Les projets d’oléoducs et de gazoducs ont été abordés, Ghislain Picard déplorant que les Premières Nations soient toujours consultées en dernier, même quand les tuyaux doivent passer dans leurs territoires. Viviane Michel a ajouté que ces projets suscitent des débats déchirants dans les communautés, car si pour certaines ils sont inacceptables par leur impact environnemental, pour d’autres ils constituent une source essentielle d’emplois et de revenus, ce qui empêche de trouver facilement un consensus à ce sujet. Elle a ajouté également que dans ces causes, les femmes ont une longueur d’avance dans leur implication puisqu’elles sont par nature des activistes.

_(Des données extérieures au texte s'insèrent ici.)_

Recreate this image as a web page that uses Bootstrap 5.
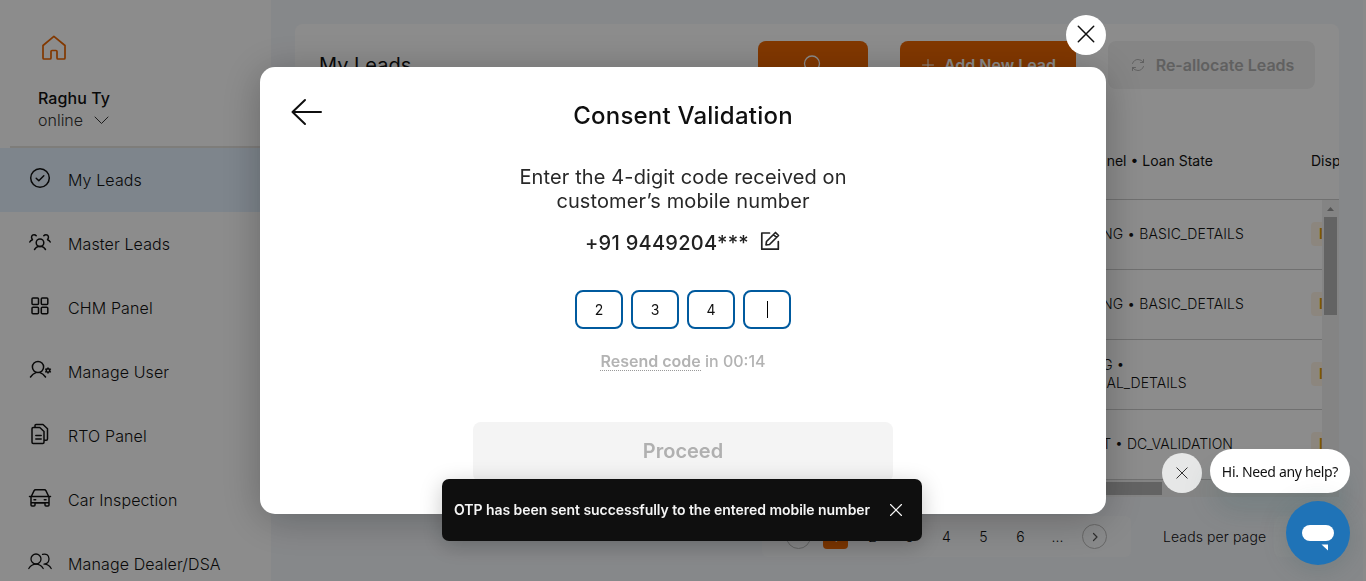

La dernière question de l’auditoire a porté sur l’objet que madame Michel portait au creux de son bras pendant la conférence. Elle a expliqué qu’il s’agissait d’une aile d’oiseau — sans plus de spécifications, une aile aux plumes noires qui couvrait la longueur de l’épaule au coude. Elle a souligné qu’en plus de ses fonctions politiques, elle était guide spirituelle et que cette aile constituait un outil précieux qui l’aide à se retrouver et à accomplir cette tâche humblement. Monsieur Picard a complété l’idée en précisant que lui n’avait pas d’aile parce qu’il n’a pas reçu ce genre d’appel. Il a donné l’exemple des joueurs de tambours dans les cérémonies sacrées qui sont réputés avoir rêvé au moins trois fois au tambour avant d’être digne d’en jouer.